### Prompt
Starting at the line that contains "Write a component" and stopping at the line that contains "import React from 'react';", return those lines exactly and nothing else. Both end lines count; pictures do not.

Saved data entries
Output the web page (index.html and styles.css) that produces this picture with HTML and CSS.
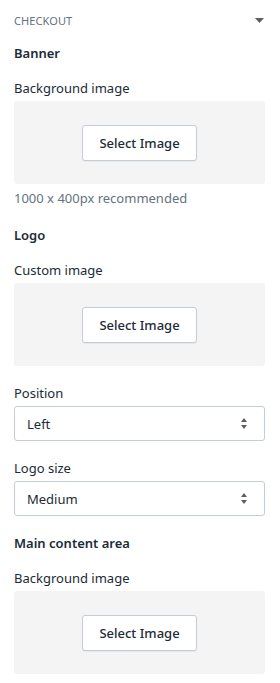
FILE: index.html
```html
<!doctype html>
<html lang="en">
<head>
  <meta charset="utf-8" />
  <meta name="viewport" content="width=device-width,initial-scale=1" />
  <title>Checkout settings</title>
  <link rel="stylesheet" href="styles.css">
</head>
<body>
  <div class="panel">
    <div class="panelHead">
      <span class="panelTitle">CHECKOUT</span>
      <svg class="caret" width="9" height="5" viewBox="0 0 9 5"><path d="M0 0h9L4.5 5z" fill="#5c5f62"/></svg>
    </div>

    <!-- Banner -->
    <h3 class="groupTitle">Banner</h3>
    <div class="field">
      <div class="label">Background image</div>
      <div class="imgPick"><button class="btn" type="button">Select Image</button></div>
      <div class="hint">1000 x 400px recommended</div>
    </div>

    <!-- Logo -->
    <h3 class="groupTitle">Logo</h3>
    <div class="field">
      <div class="label">Custom image</div>
      <div class="imgPick"><button class="btn" type="button">Select Image</button></div>
    </div>
    <div class="field">
      <div class="label">Position</div>
      <div class="select">
        <span>Left</span>
        <svg class="updown" width="6" height="11" viewBox="0 0 6 11"><path d="M3 0L6 4H0z M0 7h6L3 11z" fill="#5c5f62"/></svg>
      </div>
    </div>
    <div class="field">
      <div class="label">Logo size</div>
      <div class="select">
        <span>Medium</span>
        <svg class="updown" width="6" height="11" viewBox="0 0 6 11"><path d="M3 0L6 4H0z M0 7h6L3 11z" fill="#5c5f62"/></svg>
      </div>
    </div>

    <!-- Main content -->
    <h3 class="groupTitle">Main content area</h3>
    <div class="field">
      <div class="label">Background image</div>
      <div class="imgPick"><button class="btn" type="button">Select Image</button></div>
    </div>
  </div>
</body>
</html>
```

FILE: styles.css
```css
:root{
  --font: "Noto Sans", "Open Sans", Arial, sans-serif;
  --ink: #212b36;
  --muted: #637381;
  --line: #c4cdd5;
  --well: #f4f4f4;
}

*{ box-sizing:border-box }
body{ margin:0; font-family:var(--font); background:#fff; color:var(--ink); }

.panel{
  padding: 10px 15px 0 14px;
}

.panelHead{
  display:flex;
  align-items:center;
  justify-content:space-between;
  height:20px;
  padding-right:1px;
}
.panelTitle{
  font-size:11px;
  color: var(--muted);
  letter-spacing:.1px;
}
.caret{ display:block; }

.groupTitle{
  margin:17px 0 0 0;
  font-size:13px;
  line-height:20px;
  font-weight:600;
}
.panelHead + .groupTitle{ margin-top:13px; }

.field{ margin-top:15px; }
.field + .field{ margin-top:17px; }

.label{
  font-size:13px;
  line-height:20px;
  margin-bottom:3px;
}

.imgPick{
  height:83px;
  background: var(--well);
  border-radius:3px;
  display:flex;
  align-items:center;
  justify-content:center;
}

.btn{
  appearance:none;
  width:115px;
  height:36px;
  border:1px solid var(--line);
  border-radius:3px;
  background:#fff;
  font: inherit;
  font-size:13px;
  font-weight:500;
  color: var(--ink);
  box-shadow: 0 1px 0 rgba(22,29,37,.05);
}

.hint{
  margin-top:4px;
  font-size:13px;
  line-height:20px;
  color: var(--muted);
}

.select{
  height:35px;
  border:1px solid var(--line);
  border-radius:3px;
  display:flex;
  align-items:center;
  justify-content:space-between;
  padding: 0 17px 0 12px;
  font-size:13px;
}
.updown{ display:block; }
```
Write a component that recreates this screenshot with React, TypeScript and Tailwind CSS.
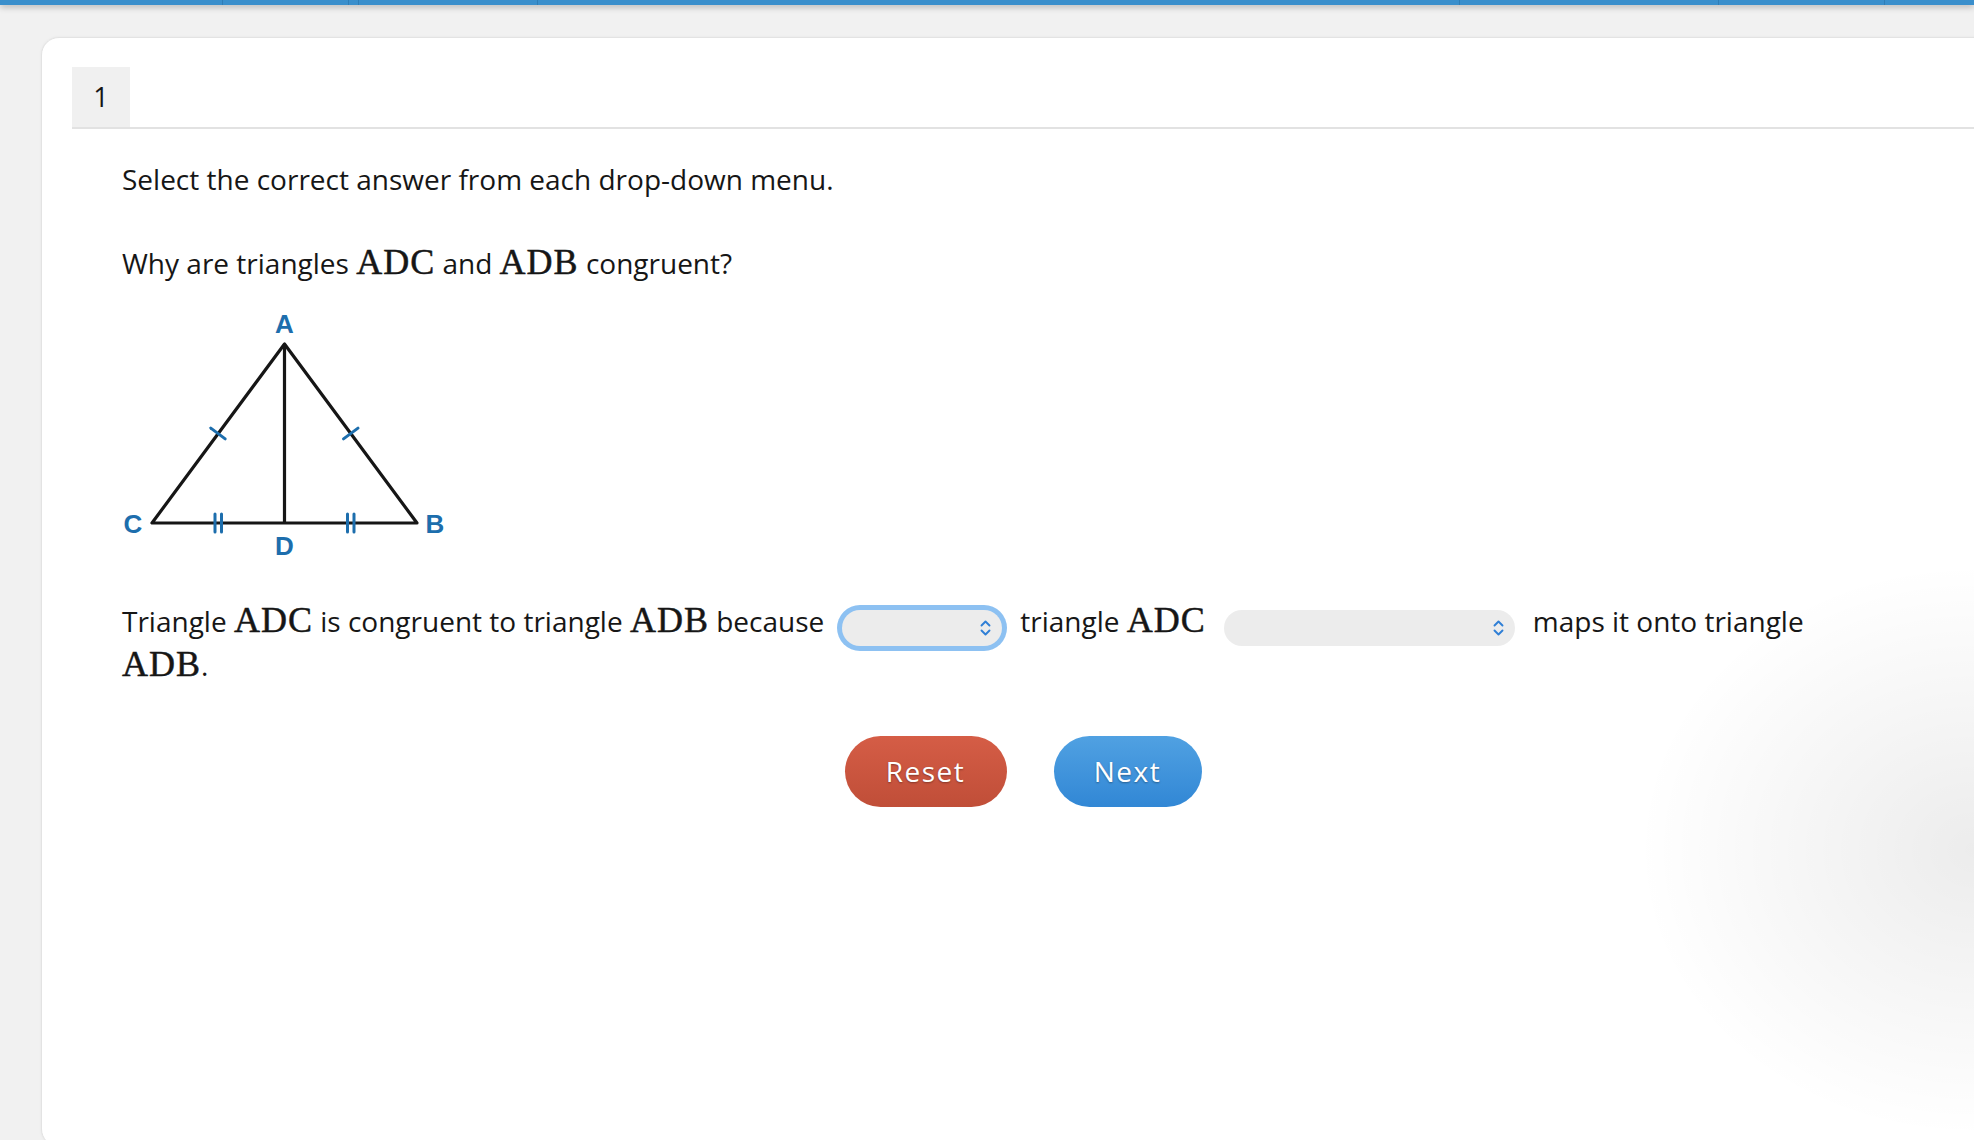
import React from 'react';

const Math: React.FC<{ children: React.ReactNode }> = ({ children }) => (
  <span className="font-['Liberation_Serif',serif] text-[36px] leading-none tracking-[1px] [-webkit-text-stroke:0.5px_#161616]">
    {children}
  </span>
);

const UpDown: React.FC = () => (
  <svg width="13" height="18" viewBox="0 0 13 18" fill="none" stroke="#2f7fd6" strokeWidth="1.9" strokeLinecap="round" strokeLinejoin="round">
    <path d="M2.5 6.5 L6.5 2.5 L10.5 6.5" />
    <path d="M2.5 11.5 L6.5 15.5 L10.5 11.5" />
  </svg>
);

const Dropdown: React.FC<{ width: string; focused?: boolean }> = ({ width, focused }) => (
  <span
    className={
      'mx-[18px] inline-flex h-[36px] items-center justify-end rounded-full bg-[#ececec] pr-[10px] align-[-5px] ' +
      width +
      (focused ? ' ring-[5px] ring-[#8dc1f2]' : '')
    }
  >
    <UpDown />
  </span>
);

const Figure: React.FC = () => (
  <svg width="330" height="258" viewBox="0 0 330 258" className="block">
    <g stroke="#161616" strokeWidth="3.2" strokeLinejoin="round" fill="none">
      <path d="M162.5 41 L30 220 L295 220 Z" />
      <path d="M162.5 41 L162.5 220" />
    </g>
    <g stroke="#1d6ead" strokeWidth="3" strokeLinecap="round">
      <path d="M88.8 125.1 L103.2 135.9" />
      <path d="M221.5 135.9 L236 125.1" />
      <path d="M93 211 L93 229" />
      <path d="M99.5 211 L99.5 229" />
      <path d="M225.5 211 L225.5 229" />
      <path d="M232 211 L232 229" />
    </g>
    <g fill="#1d6ead" fontFamily="'Liberation Sans', Arial, sans-serif" fontWeight="700" fontSize="26" textAnchor="middle">
      <text x="162.5" y="30">A</text>
      <text x="11" y="230">C</text>
      <text x="313" y="230">B</text>
      <text x="162.5" y="252">D</text>
    </g>
  </svg>
);

const barSegments = ['w-[223px]', 'w-[126px]', 'w-[10px]', 'w-[179px]', 'w-[922px]', 'w-[259px]', 'w-[166px]'];

export default function App() {
  return (
    <div className="relative h-[1140px] w-[1974px] overflow-hidden bg-[#f1f1f1] font-['Open_Sans',sans-serif] text-[#161616]">
      <div className="relative z-10 flex h-[5px] bg-[#3a8fcc] shadow-[0_2px_6px_rgba(0,0,0,0.28)]">
        {barSegments.map((w, i) => (
          <div key={i} className={w + ' h-full border-r border-[#2f7db6]'} />
        ))}
      </div>

      <div className="pl-[41px] pt-[32px]">
        <div className="h-[1110px] w-[1972px] rounded-[18px] border border-[#e3e3e3] bg-white pl-[30px] pt-[29px] shadow-[0_0_3px_rgba(0,0,0,0.05)]">
          <div className="flex border-b-2 border-[#e2e2e2]">
            <div className="flex h-[60px] w-[58px] items-center justify-center bg-[#f0f0f0] text-[27px]">1</div>
          </div>

          <div className="pl-[50px] pr-[88px] pt-[31px] text-[28px] leading-[39px]">
            <p>Select the correct answer from each drop-down menu.</p>
            <p className="mt-[45px]">
              Why are triangles <Math>ADC</Math> and <Math>ADB</Math> congruent?
            </p>

            <div className="mt-[20px]">
              <Figure />
            </div>

            <p className="mt-[41px] max-w-[1730px]">
              Triangle <Math>ADC</Math> is congruent to triangle <Math>ADB</Math> because
              <Dropdown width="w-[160px]" focused />
              triangle <Math>ADC</Math>
              <Dropdown width="w-[291px]" />
              maps it onto triangle <Math>ADB</Math>.
            </p>

            <div className="mt-[51px] flex justify-center gap-[47px]">
              <button className="h-[71px] w-[162px] rounded-full bg-gradient-to-b from-[#d55d46] to-[#c04e38] text-[28px] font-medium tracking-[1.5px] text-white [text-shadow:0_1px_2px_rgba(0,0,0,0.35)]">
                Reset
              </button>
              <button className="h-[71px] w-[148px] rounded-full bg-gradient-to-b from-[#50a1e2] to-[#3187d5] text-[28px] font-medium tracking-[1.5px] text-white [text-shadow:0_1px_2px_rgba(0,0,0,0.35)]">
                Next
              </button>
            </div>
          </div>
        </div>
      </div>

      <div className="pointer-events-none absolute right-0 top-[560px] h-[580px] w-[340px] bg-[radial-gradient(ellipse_at_right,rgba(0,0,0,0.075),rgba(0,0,0,0)_70%)]" />
    </div>
  );
}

### Answer below
Write a component that recreates this screenshot with React, TypeScript and Tailwind CSS.
import React from 'react';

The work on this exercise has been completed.